**TASK STATEMENT**
Pictures stay out of this copy, which runs from the first line of the material through the line containing "import clsx from".
'''
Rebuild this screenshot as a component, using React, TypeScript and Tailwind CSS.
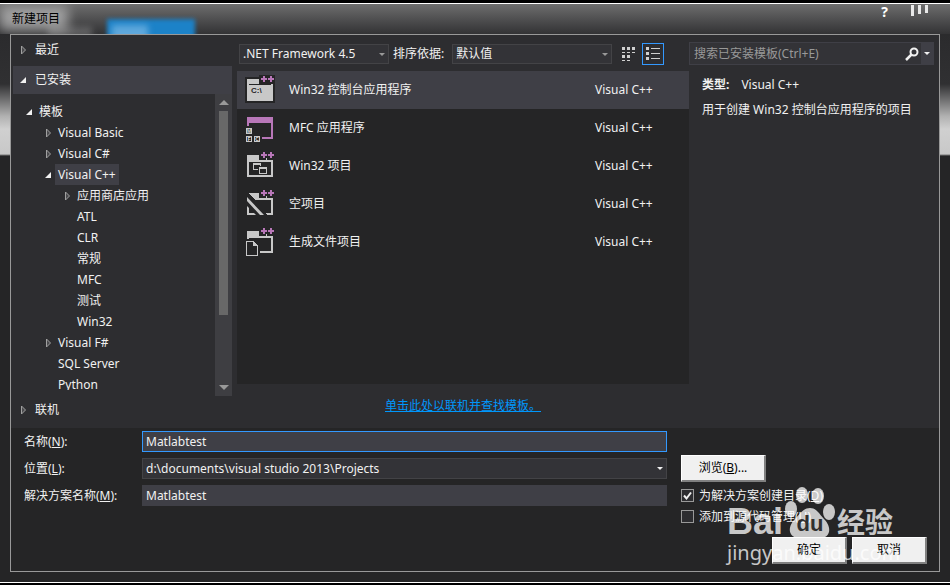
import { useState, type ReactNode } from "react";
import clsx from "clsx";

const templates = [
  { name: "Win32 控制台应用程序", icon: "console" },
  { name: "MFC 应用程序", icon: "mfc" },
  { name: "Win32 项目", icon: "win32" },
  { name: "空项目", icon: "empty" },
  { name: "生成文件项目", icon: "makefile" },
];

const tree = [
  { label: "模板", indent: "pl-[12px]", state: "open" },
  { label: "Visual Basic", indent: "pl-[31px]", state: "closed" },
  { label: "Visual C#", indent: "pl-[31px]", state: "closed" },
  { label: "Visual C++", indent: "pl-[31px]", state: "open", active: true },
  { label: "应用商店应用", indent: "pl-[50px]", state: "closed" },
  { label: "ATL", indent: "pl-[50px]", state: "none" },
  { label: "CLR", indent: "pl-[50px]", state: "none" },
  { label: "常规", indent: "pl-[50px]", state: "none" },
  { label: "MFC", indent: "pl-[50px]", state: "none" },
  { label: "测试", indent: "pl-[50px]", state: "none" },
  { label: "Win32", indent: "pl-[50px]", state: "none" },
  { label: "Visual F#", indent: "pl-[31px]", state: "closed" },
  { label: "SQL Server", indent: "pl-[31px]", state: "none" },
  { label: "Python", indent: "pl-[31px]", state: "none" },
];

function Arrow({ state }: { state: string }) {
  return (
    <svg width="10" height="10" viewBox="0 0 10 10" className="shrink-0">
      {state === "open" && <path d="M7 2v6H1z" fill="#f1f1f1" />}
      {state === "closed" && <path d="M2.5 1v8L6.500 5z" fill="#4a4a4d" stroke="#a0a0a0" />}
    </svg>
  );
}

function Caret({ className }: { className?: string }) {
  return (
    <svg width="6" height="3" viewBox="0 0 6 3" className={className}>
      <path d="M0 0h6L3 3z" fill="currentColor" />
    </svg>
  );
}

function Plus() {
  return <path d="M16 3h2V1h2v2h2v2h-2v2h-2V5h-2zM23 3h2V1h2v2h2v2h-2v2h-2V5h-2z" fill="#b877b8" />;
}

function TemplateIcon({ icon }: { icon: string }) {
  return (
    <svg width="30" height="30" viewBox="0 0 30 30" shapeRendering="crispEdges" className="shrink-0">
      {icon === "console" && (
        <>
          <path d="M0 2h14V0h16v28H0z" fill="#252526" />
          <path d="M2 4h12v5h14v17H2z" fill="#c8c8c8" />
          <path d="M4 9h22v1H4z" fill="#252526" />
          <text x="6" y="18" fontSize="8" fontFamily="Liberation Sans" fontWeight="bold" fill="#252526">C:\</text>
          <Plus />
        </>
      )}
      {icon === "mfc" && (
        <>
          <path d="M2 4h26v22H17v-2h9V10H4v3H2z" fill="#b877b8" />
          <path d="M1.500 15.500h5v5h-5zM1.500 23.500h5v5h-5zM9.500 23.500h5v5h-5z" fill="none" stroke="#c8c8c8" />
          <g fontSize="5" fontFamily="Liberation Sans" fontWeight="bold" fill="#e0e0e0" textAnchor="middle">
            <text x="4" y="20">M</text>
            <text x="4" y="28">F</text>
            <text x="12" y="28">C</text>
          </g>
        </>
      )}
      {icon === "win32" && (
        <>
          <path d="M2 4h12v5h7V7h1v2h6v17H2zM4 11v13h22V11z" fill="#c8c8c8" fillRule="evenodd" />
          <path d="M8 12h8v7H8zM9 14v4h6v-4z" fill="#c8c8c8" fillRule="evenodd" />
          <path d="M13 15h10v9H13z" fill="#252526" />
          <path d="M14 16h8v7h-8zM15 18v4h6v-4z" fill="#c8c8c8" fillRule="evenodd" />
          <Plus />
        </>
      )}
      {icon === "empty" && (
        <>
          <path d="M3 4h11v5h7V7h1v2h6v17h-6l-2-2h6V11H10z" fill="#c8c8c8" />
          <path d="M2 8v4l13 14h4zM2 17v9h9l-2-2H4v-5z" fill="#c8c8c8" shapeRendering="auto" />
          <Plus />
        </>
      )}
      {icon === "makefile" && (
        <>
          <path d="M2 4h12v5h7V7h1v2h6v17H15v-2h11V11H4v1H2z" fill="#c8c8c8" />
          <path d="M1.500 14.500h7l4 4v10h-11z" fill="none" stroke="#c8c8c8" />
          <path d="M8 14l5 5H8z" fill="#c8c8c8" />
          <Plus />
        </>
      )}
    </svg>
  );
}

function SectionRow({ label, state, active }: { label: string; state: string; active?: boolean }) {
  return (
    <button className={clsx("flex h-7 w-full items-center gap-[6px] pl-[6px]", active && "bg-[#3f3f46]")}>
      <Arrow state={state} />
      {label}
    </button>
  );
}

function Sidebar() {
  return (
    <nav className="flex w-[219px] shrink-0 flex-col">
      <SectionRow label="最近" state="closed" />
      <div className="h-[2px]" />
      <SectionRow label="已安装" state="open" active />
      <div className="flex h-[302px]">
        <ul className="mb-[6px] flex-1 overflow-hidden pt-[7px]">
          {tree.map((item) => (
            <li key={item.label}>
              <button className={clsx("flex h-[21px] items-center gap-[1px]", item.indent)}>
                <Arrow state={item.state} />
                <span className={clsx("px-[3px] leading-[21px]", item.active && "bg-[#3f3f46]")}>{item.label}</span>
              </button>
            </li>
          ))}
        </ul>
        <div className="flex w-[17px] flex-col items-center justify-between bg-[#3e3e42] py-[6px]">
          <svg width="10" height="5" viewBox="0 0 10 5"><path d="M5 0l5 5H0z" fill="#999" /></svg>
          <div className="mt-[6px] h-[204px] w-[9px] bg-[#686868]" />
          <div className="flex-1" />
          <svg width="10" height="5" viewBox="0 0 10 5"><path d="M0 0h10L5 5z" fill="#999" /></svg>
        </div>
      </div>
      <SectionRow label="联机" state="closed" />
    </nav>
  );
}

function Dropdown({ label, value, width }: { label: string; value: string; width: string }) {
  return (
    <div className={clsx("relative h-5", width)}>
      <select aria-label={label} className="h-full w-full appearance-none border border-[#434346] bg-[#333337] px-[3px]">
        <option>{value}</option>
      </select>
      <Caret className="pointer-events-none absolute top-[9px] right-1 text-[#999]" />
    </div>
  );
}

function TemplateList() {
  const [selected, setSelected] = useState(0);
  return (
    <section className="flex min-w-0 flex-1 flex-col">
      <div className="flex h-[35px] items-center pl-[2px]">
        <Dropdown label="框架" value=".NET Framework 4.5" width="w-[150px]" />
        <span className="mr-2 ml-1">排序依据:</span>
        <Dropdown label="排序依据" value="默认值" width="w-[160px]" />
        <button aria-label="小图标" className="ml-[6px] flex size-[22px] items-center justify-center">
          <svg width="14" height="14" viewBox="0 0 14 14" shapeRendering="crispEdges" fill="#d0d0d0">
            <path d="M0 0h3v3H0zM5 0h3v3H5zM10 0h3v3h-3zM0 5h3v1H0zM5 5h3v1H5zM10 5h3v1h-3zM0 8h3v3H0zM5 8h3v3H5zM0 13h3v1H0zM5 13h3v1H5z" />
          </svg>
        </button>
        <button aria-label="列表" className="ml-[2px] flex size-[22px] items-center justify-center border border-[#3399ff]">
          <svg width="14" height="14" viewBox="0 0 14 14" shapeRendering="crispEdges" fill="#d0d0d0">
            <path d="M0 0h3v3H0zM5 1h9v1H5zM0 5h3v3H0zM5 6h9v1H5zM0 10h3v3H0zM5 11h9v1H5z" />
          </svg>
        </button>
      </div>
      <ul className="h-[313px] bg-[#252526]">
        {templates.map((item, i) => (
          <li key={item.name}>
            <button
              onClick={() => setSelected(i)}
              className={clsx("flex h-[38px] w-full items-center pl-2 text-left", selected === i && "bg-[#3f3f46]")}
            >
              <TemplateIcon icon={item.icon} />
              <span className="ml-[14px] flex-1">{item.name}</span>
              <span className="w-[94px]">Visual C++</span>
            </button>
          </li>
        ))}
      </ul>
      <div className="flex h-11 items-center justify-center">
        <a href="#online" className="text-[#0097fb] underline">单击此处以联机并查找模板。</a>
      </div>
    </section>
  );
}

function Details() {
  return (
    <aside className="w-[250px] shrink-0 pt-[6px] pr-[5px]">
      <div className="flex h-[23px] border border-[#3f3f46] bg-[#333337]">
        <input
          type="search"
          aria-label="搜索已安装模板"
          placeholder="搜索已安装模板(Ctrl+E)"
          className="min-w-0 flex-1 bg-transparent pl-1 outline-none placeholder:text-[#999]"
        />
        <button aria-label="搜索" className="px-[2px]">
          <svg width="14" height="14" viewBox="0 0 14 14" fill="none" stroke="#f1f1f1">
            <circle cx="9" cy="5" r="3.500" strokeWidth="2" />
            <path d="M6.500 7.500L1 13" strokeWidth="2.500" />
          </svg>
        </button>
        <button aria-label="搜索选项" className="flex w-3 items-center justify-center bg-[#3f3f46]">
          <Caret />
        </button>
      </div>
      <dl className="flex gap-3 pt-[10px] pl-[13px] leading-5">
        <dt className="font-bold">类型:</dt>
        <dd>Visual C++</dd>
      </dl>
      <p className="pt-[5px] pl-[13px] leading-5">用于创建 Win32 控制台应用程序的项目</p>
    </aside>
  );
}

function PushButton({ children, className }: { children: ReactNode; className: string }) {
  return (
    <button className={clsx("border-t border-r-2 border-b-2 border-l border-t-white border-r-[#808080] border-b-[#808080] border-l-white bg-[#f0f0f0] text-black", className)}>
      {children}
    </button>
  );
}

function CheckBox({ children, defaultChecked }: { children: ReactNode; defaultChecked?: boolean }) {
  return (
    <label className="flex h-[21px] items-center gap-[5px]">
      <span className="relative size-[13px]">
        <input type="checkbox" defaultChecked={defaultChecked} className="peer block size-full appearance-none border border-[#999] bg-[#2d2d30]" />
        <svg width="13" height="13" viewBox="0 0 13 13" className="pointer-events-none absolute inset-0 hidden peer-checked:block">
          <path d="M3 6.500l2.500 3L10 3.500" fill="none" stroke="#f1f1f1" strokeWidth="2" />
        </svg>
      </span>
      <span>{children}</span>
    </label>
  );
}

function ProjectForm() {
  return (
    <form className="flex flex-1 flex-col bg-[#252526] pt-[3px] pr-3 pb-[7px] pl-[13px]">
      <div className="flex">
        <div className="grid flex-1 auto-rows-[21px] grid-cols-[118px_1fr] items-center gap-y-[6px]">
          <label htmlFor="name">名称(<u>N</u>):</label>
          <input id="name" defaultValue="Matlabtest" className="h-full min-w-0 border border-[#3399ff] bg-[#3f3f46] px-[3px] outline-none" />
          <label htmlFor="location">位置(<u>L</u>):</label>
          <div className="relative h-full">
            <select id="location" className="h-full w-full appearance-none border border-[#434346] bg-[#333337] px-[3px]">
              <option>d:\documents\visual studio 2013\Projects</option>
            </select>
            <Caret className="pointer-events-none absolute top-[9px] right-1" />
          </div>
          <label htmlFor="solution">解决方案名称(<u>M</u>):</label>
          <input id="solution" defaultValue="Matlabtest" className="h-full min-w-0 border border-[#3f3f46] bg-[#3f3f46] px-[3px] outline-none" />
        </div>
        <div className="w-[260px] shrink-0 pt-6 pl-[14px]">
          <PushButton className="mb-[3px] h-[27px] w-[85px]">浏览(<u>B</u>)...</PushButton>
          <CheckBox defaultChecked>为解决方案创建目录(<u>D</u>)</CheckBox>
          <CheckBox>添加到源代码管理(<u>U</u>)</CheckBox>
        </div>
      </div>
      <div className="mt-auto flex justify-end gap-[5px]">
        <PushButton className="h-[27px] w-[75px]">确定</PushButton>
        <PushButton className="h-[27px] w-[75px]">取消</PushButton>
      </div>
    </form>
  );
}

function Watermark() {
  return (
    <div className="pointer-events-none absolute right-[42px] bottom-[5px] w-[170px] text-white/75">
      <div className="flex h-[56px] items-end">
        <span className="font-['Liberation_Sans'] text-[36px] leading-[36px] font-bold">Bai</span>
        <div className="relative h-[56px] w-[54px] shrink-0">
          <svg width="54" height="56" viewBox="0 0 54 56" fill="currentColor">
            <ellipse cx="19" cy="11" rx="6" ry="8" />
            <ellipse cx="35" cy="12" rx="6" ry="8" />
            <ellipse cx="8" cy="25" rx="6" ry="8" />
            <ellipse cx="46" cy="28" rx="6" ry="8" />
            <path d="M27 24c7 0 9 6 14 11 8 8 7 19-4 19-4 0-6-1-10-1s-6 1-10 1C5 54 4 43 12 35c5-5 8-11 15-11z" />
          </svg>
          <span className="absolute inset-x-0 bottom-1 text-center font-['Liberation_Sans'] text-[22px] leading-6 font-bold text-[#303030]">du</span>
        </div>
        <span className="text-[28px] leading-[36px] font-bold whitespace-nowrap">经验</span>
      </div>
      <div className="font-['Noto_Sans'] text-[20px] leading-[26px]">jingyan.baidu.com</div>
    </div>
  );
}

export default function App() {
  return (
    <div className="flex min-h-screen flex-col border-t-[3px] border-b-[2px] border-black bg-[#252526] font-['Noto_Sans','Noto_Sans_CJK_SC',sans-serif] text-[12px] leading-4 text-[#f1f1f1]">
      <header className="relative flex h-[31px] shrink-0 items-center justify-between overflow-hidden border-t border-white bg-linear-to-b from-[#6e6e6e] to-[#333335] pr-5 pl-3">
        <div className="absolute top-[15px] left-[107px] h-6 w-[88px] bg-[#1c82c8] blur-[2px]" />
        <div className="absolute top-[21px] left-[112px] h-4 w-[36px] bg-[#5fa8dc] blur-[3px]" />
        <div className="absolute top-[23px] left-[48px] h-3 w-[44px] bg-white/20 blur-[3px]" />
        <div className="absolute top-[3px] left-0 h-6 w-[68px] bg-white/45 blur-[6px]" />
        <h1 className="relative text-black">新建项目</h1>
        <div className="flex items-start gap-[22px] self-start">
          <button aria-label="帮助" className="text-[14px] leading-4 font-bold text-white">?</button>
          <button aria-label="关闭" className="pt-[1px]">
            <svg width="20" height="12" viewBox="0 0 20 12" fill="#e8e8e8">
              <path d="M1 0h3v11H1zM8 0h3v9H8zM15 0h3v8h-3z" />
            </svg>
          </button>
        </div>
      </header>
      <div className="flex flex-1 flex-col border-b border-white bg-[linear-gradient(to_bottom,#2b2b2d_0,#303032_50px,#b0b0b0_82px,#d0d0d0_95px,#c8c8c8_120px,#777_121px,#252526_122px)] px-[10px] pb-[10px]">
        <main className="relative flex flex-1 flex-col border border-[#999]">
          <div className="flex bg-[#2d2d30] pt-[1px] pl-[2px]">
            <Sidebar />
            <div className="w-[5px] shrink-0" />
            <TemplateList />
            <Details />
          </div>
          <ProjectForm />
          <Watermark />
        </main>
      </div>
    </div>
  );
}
'''
**ANSWER IN FULL**
Rebuild this screenshot as a component, using React, TypeScript and Tailwind CSS.
import { useState, type ReactNode } from "react";
import clsx from "clsx";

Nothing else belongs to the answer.